A key question is whether Amazon could meet its hiring requirements exclusively from British-born workers. The demanding productivity targets – that translate into lower consumer costs – mean that the relative attractiveness of the wage is important. In practice, Amazon relies heavily on migrant workers. Spend a day as a shift manager at Amazon and you’ll find it difficult to cast migrants as lazy benefit tourists.
As for benefit tourism, I have to say that I don’t buy it. I don’t buy it in the sense that I doubt that a significant proportion of migrants come to the UK with the ambition of living off benefits forever. Relocating to another country is a daunting prospect. You need va va voom, ambition, to want a better life. The real advantage to a migrant moving from a low income area comes at the margin, when they earn enough to put some money aside. That means hurdling higher UK living costs.
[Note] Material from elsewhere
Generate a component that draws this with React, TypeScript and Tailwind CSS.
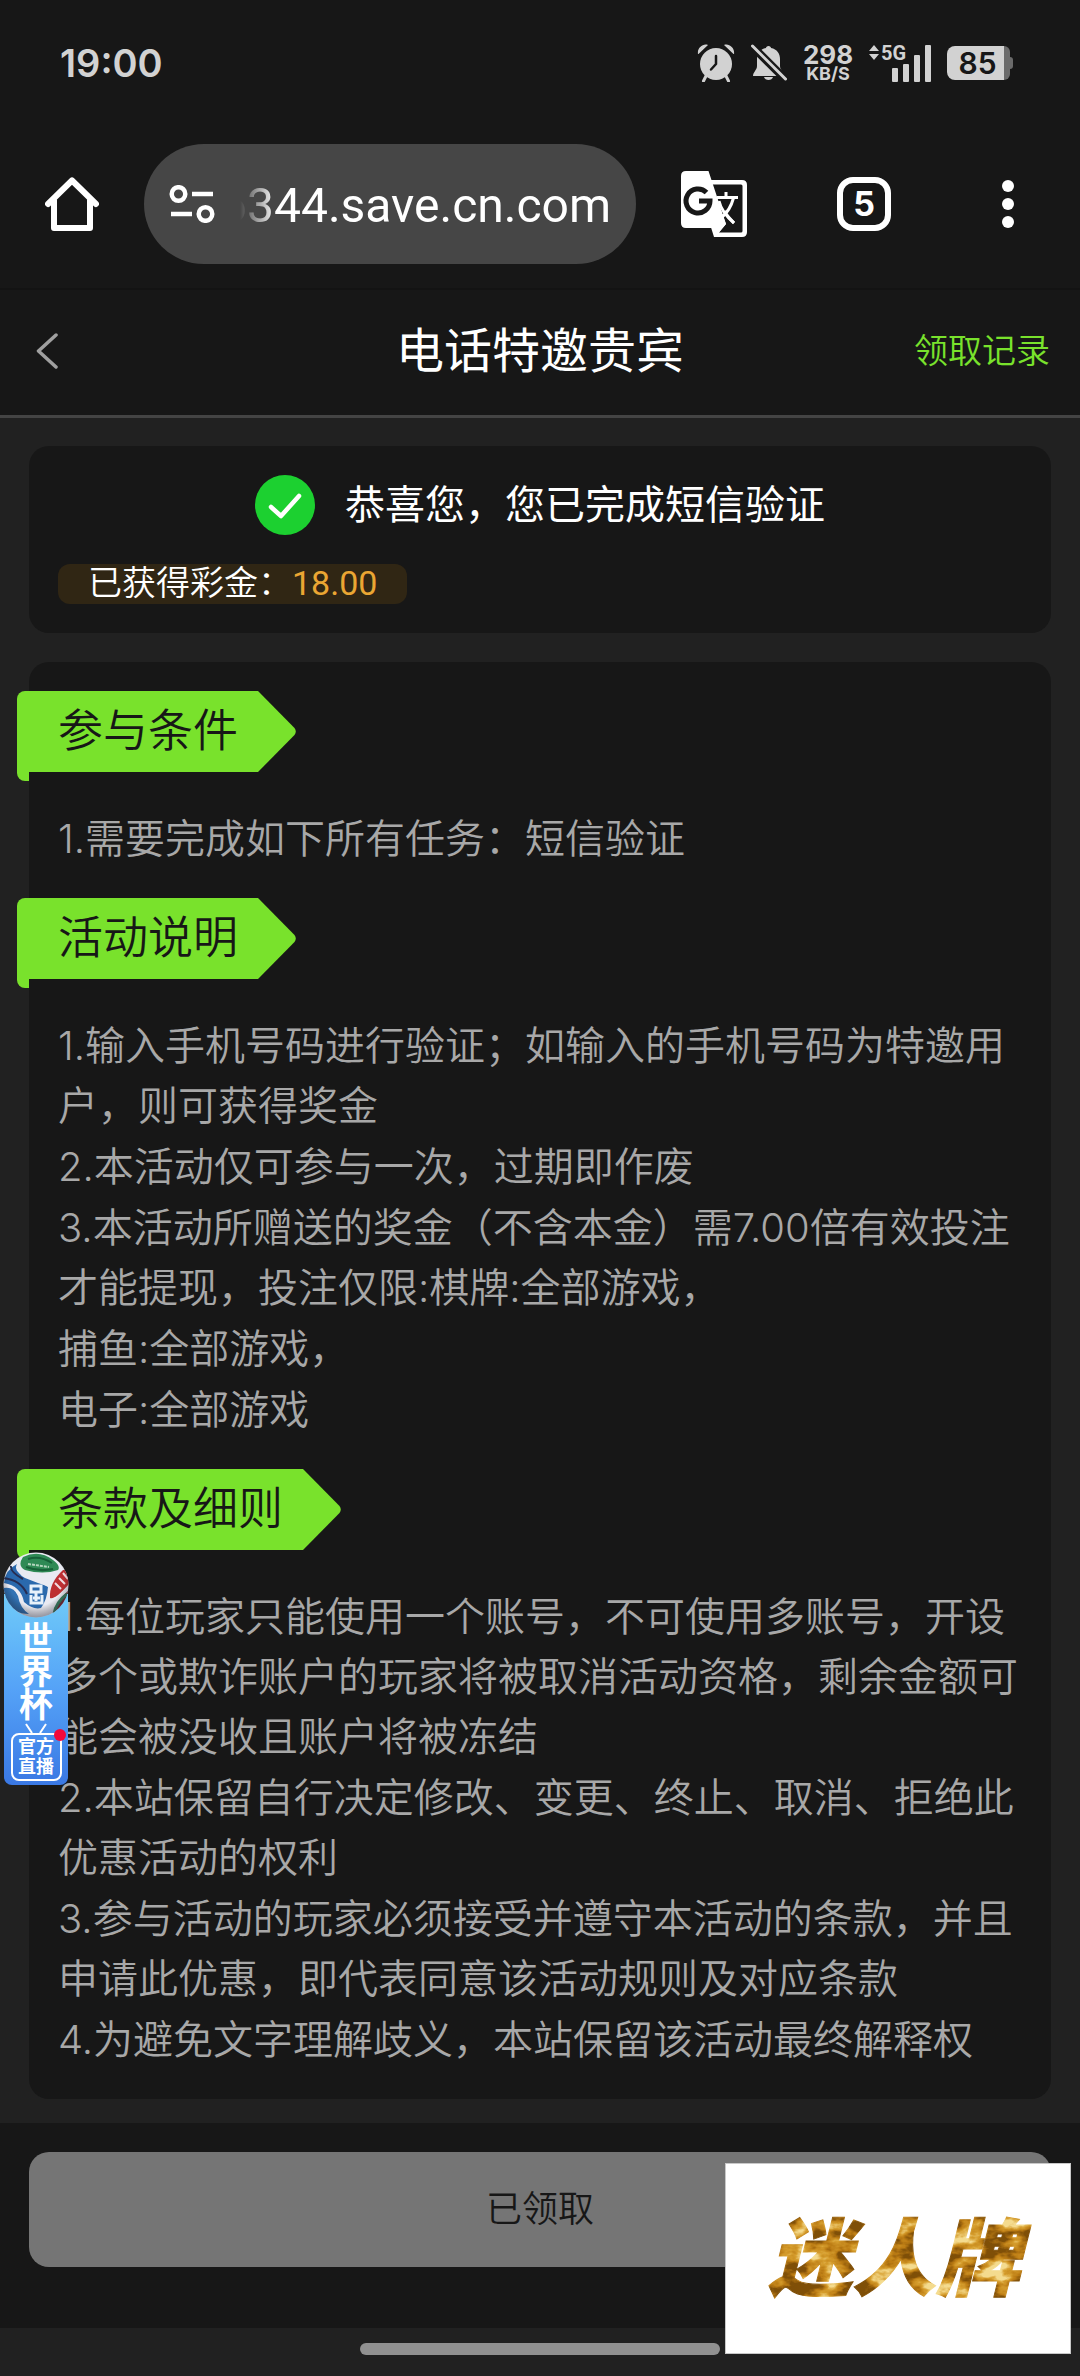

The Amazon example illustrates that low-skilled migrant workers offer an opportunity to tackle one side of the cost-of-living crisis – costs – through jobs that migrants themselves regard as far from exploitative. The further benefits of belonging to the EU lives to fight another blog but immigration via open borders and the pros and cons of EU membership are obviously entwined.
Another consideration is that an abundant source of low-skilled, low-cost workers is an important factor in freeing women to work and encouraging gender equality in the workplace. This symbiosis of low-skilled and higher-skilled jobs applies more broadly too. There is obviously a debate to be had though, over the fairness of usually female migrant au pairs and nannies supporting their richer counterparts. I’ll start to address this theme in my Saturday blog this week, a review of Nicholas Kristof and Sheryl WuDunn’s book Half the Sky.